Imagine a future where a fusion-powered spacecraft, generating its own electricity and propulsion, embarks on a swift journey to the Red Planet, carrying the energy source to sustain a bustling Martian outpost. This vision transforms Mars from a distant, fleeting destination into a viable second home.
The Road Ahead: Challenges and Optimism
While the scientific hurdles are being overcome, significant engineering and economic challenges remain. We need to develop materials that can withstand the extreme conditions inside a reactor for decades of operation. We also need to move from experimental net energy gain to commercially viable, grid-scale power generation that is cost-effective and reliable.

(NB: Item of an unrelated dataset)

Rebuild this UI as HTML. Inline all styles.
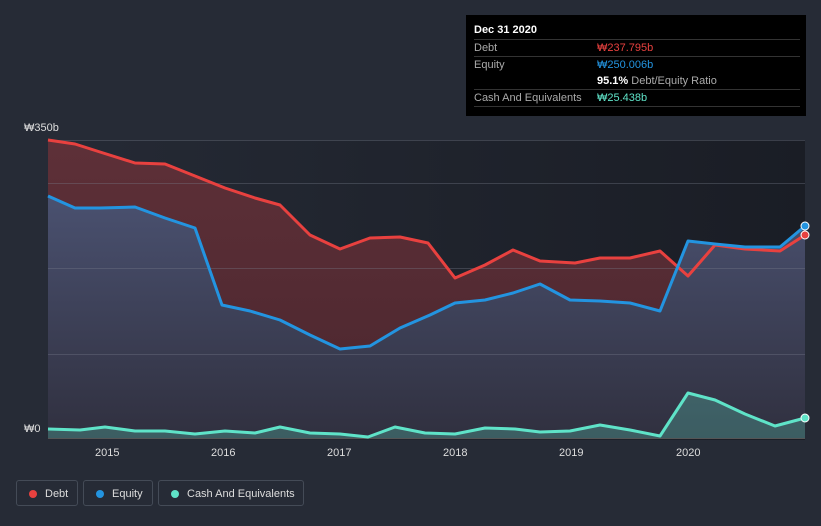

However, the current era is marked by unprecedented optimism. The combination of public research initiatives and a booming private sector investment in fusion, driven by innovative approaches and new technologies (like high-temperature superconducting magnets), suggests that we are at a tipping point. The "always 30 years away" joke about fusion is starting to feel outdated.
Conclusion
Nuclear fusion stands as a beacon of hope for humanity's future. It offers a definitive answer to the climate crisis, providing a virtually limitless supply of clean, safe energy that can power our planet for millennia. Simultaneously, it holds the potential to shatter the boundaries of space exploration, transforming our dreams of becoming an interplanetary species into a tangible reality. The journey to harness the power of the stars has been long and arduous, but with each scientific breakthrough, the promise of fusion shines brighter, illuminating a path to a sustainable Earth and an expansive human future among the stars.